Written problem.
Up to and including the line with "37 100 37Z'", write out the listing from its first line, minus the pictures.
[Material start]
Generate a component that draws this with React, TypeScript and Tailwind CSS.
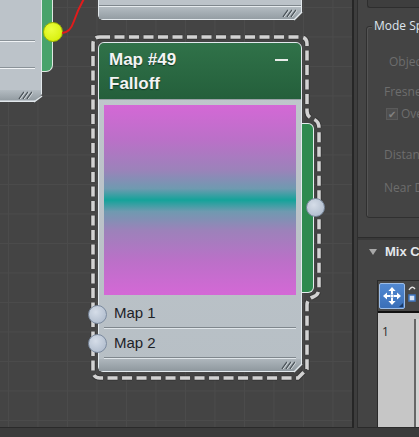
function Grip({ className }: { className?: string }) {
  return (
    <svg width="15" height="8" viewBox="0 0 15 8" className={`shrink-0 ${className ?? ''}`}>
      <path d="M1 8L6 1M5 8L10 1M9 8L14 1" stroke="#4d555b" strokeWidth="1.4" />
      <path d="M2.2 8L7.2 1M6.2 8L11.2 1M10.2 8L15.2 1" stroke="#e6ebee" strokeWidth="0.8" />
    </svg>
  )
}

function Socket({ className }: { className: string }) {
  return (
    <div
      className={`absolute h-[19px] w-[19px] rounded-full border border-[#7c8ba0] bg-[radial-gradient(circle_at_40%_35%,#d5dde8,#a8b5c7)] ${className}`}
    />
  )
}

function MoveIcon() {
  return (
    <svg width="20" height="20" viewBox="0 0 20 20" className="shrink-0">
      <path d="M10 1L13.6 5H11V8.3H9V5H6.4Z" fill="#fff" />
      <path d="M10 19L13.6 15H11V11.7H9V15H6.4Z" fill="#fff" />
      <path d="M1 10L5 6.4V9H8.3V11H5V13.6Z" fill="#fff" />
      <path d="M19 10L15 6.4V9H11.7V11H15V13.6Z" fill="#fff" />
      <rect x="8.6" y="8.6" width="2.8" height="2.8" fill="#fff" />
    </svg>
  )
}

const outline =
  'M100 37H300Q307 37 307 44V111Q307 117 313 119Q319 121 319 128V288Q319 295 313 297Q307 299 307 305V369L298 378H100Q93 378 93 371V44Q93 37 100 37Z'

function Canvas() {
  return (
    <div className="relative h-[428px] w-[352px] shrink-0 overflow-hidden border-b border-[#2a2a2a] bg-[#444444] bg-[linear-gradient(to_right,#4b4b4b_1px,transparent_1px),linear-gradient(to_bottom,#4b4b4b_1px,transparent_1px)] bg-size-[29.5px_29.5px] bg-position-[8px_7px]">
      {/* node cut off at the top */}
      <div className="absolute -top-[20px] left-[98px] flex h-[40px] w-[204px] flex-col rounded-bl-[5px] border border-[#e2e8ec] bg-[#bcc3c9] [clip-path:polygon(0_0,100%_0,100%_32px,196px_100%,0_100%)]">
        <div className="mt-[24px] h-[2px] border-t border-[#7f878d] bg-[#e6ebee]" />
        <div className="flex h-[12px] items-center justify-end bg-[linear-gradient(#b3bbc1,#949da3)] pr-[4px]">
          <Grip />
        </div>
      </div>

      {/* node cut off at the left */}
      <div className="absolute -left-[12px] -top-[12px] flex h-[114px] w-[54px] flex-col rounded-bl-[4px] border border-[#e2e8ec] bg-[#bcc3c9] [clip-path:polygon(0_0,100%_0,100%_106px,46px_100%,0_100%)]">
        <div className="mr-[6px] mt-[51px] h-[2px] border-t border-[#8a9298] bg-[#f0f3f5]" />
        <div className="mr-[6px] mt-[25px] h-[2px] border-t border-[#8a9298] bg-[#f0f3f5]" />
        <div className="mt-[21px] flex h-[10px] items-center justify-end bg-[linear-gradient(#b3bbc1,#949da3)] pr-[8px]">
          <Grip />
        </div>
      </div>
      <div className="absolute -top-[12px] left-[42px] h-[84px] w-[11px] rounded-br-[7px] border border-l-0 border-[#dfe9e2] bg-[#48a36b]" />
      <div className="absolute left-[43px] top-[22px] h-[20px] w-[20px] rounded-full border border-[#9fb400] bg-[radial-gradient(circle_at_40%_35%,#ecff40,#d3ec00)]" />

      {/* main node */}
      <div className="absolute left-[98px] top-[42px] flex h-[330px] w-[204px] flex-col rounded-bl-[5px] rounded-t-[6px] border border-[#e3eaee] bg-[linear-gradient(#c0c7cc,#b7bfc5)] [clip-path:polygon(0_0,100%_0,100%_322px,196px_100%,0_100%)]">
        <div className="relative h-[57px] rounded-t-[5px] border-b border-[#98a1a6] bg-[linear-gradient(#307249,#245f3b)] pl-[10px] pt-[5px] text-[17px] font-bold leading-[24px] text-[#f4f4f4] [text-shadow:0_1px_1px_#0f3320]">
          <div>Map #49</div>
          <div>Falloff</div>
          <div className="absolute right-[13px] top-[16px] h-[2px] w-[13px] bg-[#e8ece9]" />
        </div>
        <div className="mx-[5px] mt-[5px] h-[190px] bg-[linear-gradient(#d468d6_0%,#bb70c8_18%,#9c82ba_34%,#6f9ab0_44%,#14a39a_50%,#6f9ab0_56%,#9c82ba_66%,#bb70c8_82%,#d468d6_100%)]" />
        <div className="mt-[5px] flex h-[27px] items-center pl-[15px] text-[15px] text-[#1d2227]">Map 1</div>
        <div className="mx-[5px] h-[2px] border-t border-[#7f878d] bg-[#dfe5e9]" />
        <div className="flex h-[28px] items-center pl-[15px] text-[15px] text-[#1d2227]">Map 2</div>
        <div className="mx-[5px] h-[2px] border-t border-[#7f878d] bg-[#dfe5e9]" />
        <div className="flex h-[12px] items-center justify-end bg-[linear-gradient(#aeb6bc,#8f989e)] pr-[5px]">
          <Grip />
        </div>
      </div>

      <svg className="pointer-events-none absolute inset-0" width="352" height="428">
        <path d="M62 33Q70 33 74 21T85 -3" fill="none" stroke="#e01c1c" strokeWidth="2" />
        <path d="M302 364L294 372" stroke="#e3eaee" strokeWidth="1.5" />
        <path d="M42 96L34 102" stroke="#e3eaee" strokeWidth="1.5" />
        <path d="M302 12L294 20" stroke="#e3eaee" strokeWidth="1.5" />
        <path d={outline} fill="none" stroke="#2e2e2e" strokeWidth="5.5" strokeDasharray="10 4.5" opacity="0.6" />
        <path d={outline} fill="none" stroke="#d2d2d2" strokeWidth="3.5" strokeDasharray="10 4.5" />
      </svg>

      <div className="absolute left-[302px] top-[123px] h-[170px] w-[12px] rounded-r-[6px] border border-l-0 border-[#e4ecee] bg-[#2e8a4f]" />
      <Socket className="left-[306px] top-[198px]" />
      <Socket className="left-[88px] top-[305px]" />
      <Socket className="left-[88px] top-[334px]" />
    </div>
  )
}

function SidePanel() {
  return (
    <div className="flex h-[428px] flex-1 flex-col overflow-hidden border-b border-[#2a2a2a] bg-[#444444] font-['Open_Sans',sans-serif]">
      <div className="ml-[9px] h-[8px] shrink-0 rounded-bl-[3px] border-b border-l border-[#2e2e2e] bg-[#3e3e3e]" />

      <div className="relative ml-[8px] mt-[18px] h-[192px] w-[120px] shrink-0 rounded-[3px] border border-[#303030] shadow-[inset_1px_1px_0_#555555]">
        <div className="absolute -top-[9px] left-[5px] whitespace-nowrap bg-[#444444] px-[2px] text-[12px] leading-[16px] text-[#dfe6ee]">
          Mode Specific Parameters
        </div>
        <div className="flex flex-col whitespace-nowrap text-[12px] leading-[16px] text-[#6d6d6d]">
          <div className="mt-[27px] pl-[22px]">Object:</div>
          <div className="mt-[14px] pl-[17px]">Fresnel Parameters:</div>
          <div className="mt-[6px] flex h-[16px] items-center pl-[19px]">
            <div className="flex h-[12px] w-[12px] shrink-0 items-center justify-center border border-[#5a5a5a] bg-[#4e4e4e] text-[10px] leading-none text-[#828282]">
              ✔
            </div>
            <span className="ml-[3px]">Override Material IOR</span>
          </div>
          <div className="mt-[25px] pl-[17px]">Distance Blend Parameters:</div>
          <div className="mt-[17px] pl-[17px]">Near Distance:</div>
        </div>
      </div>

      <div className="mt-[19px] h-[3px] shrink-0 border-t border-[#2c2c2c] bg-[#393939]" />
      <div className="flex h-[24px] shrink-0 items-center whitespace-nowrap">
        <svg width="8" height="6" viewBox="0 0 8 6" className="ml-[11px] shrink-0">
          <path d="M0 0H8L4 6Z" fill="#a8a8a8" />
        </svg>
        <span className="ml-[8px] font-['Liberation_Sans',sans-serif] text-[13px] font-bold text-[#e4e8ec]">Mix Curve</span>
      </div>

      <div className="ml-[19px] mt-[16px] flex flex-1 flex-col border border-r-0 border-b-0 border-[#2a2a2a]">
        <div className="flex h-[32px] shrink-0 items-start gap-[2px] border-b-2 border-[#111111] bg-[#474747] pl-[1px] pt-[2px]">
          <div className="relative flex h-[26px] w-[26px] shrink-0 items-center justify-center rounded-[2px] border border-[#9cbde8] bg-[linear-gradient(#5289d2,#3a6fb8)]">
            <MoveIcon />
            <svg width="4" height="4" viewBox="0 0 4 4" className="absolute bottom-[1px] right-[1px]">
              <path d="M4 0V4H0Z" fill="#1b3a66" />
            </svg>
          </div>
          <svg width="14" height="24" viewBox="0 0 14 24" className="shrink-0">
            <path d="M2 7Q5 2 8 6" fill="none" stroke="#e6e6e6" strokeWidth="1.3" />
            <rect x="2" y="12" width="6" height="6" fill="#d8e4f4" stroke="#3f76c0" strokeWidth="1.5" />
          </svg>
        </div>
        <div className="flex flex-1 bg-[#c6c6c6]">
          <div className="w-[36px] shrink-0 pl-[4px] pt-[11px] text-[12px] leading-[16px] text-[#2a2a2a]">1</div>
          <div className="mt-[6px] w-[2px] shrink-0 bg-[#666666]" />
          <div className="mt-[6px] flex-1 bg-[#d2d2d2]" />
        </div>
      </div>
    </div>
  )
}

export default function App() {
  return (
    <div className="flex h-[437px] w-[419px] flex-col overflow-hidden bg-[#3c3c3c] font-['Liberation_Sans',Arial,sans-serif]">
      <div className="flex h-[428px] shrink-0">
        <Canvas />
        <div className="h-[428px] w-[6px] shrink-0 border-l-2 border-r border-l-[#262626] border-r-[#2e2e2e] bg-[#3d3d3d]" />
        <SidePanel />
      </div>
      <div className="h-[9px] bg-[#3b3b3b]" />
    </div>
  )
}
[Material end]
Answer below.
Generate a component that draws this with React, TypeScript and Tailwind CSS.
function Grip({ className }: { className?: string }) {
  return (
    <svg width="15" height="8" viewBox="0 0 15 8" className={`shrink-0 ${className ?? ''}`}>
      <path d="M1 8L6 1M5 8L10 1M9 8L14 1" stroke="#4d555b" strokeWidth="1.4" />
      <path d="M2.2 8L7.2 1M6.2 8L11.2 1M10.2 8L15.2 1" stroke="#e6ebee" strokeWidth="0.8" />
    </svg>
  )
}

function Socket({ className }: { className: string }) {
  return (
    <div
      className={`absolute h-[19px] w-[19px] rounded-full border border-[#7c8ba0] bg-[radial-gradient(circle_at_40%_35%,#d5dde8,#a8b5c7)] ${className}`}
    />
  )
}

function MoveIcon() {
  return (
    <svg width="20" height="20" viewBox="0 0 20 20" className="shrink-0">
      <path d="M10 1L13.6 5H11V8.3H9V5H6.4Z" fill="#fff" />
      <path d="M10 19L13.6 15H11V11.7H9V15H6.4Z" fill="#fff" />
      <path d="M1 10L5 6.4V9H8.3V11H5V13.6Z" fill="#fff" />
      <path d="M19 10L15 6.4V9H11.7V11H15V13.6Z" fill="#fff" />
      <rect x="8.6" y="8.6" width="2.8" height="2.8" fill="#fff" />
    </svg>
  )
}

const outline =
  'M100 37H300Q307 37 307 44V111Q307 117 313 119Q319 121 319 128V288Q319 295 313 297Q307 299 307 305V369L298 378H100Q93 378 93 371V44Q93 37 100 37Z'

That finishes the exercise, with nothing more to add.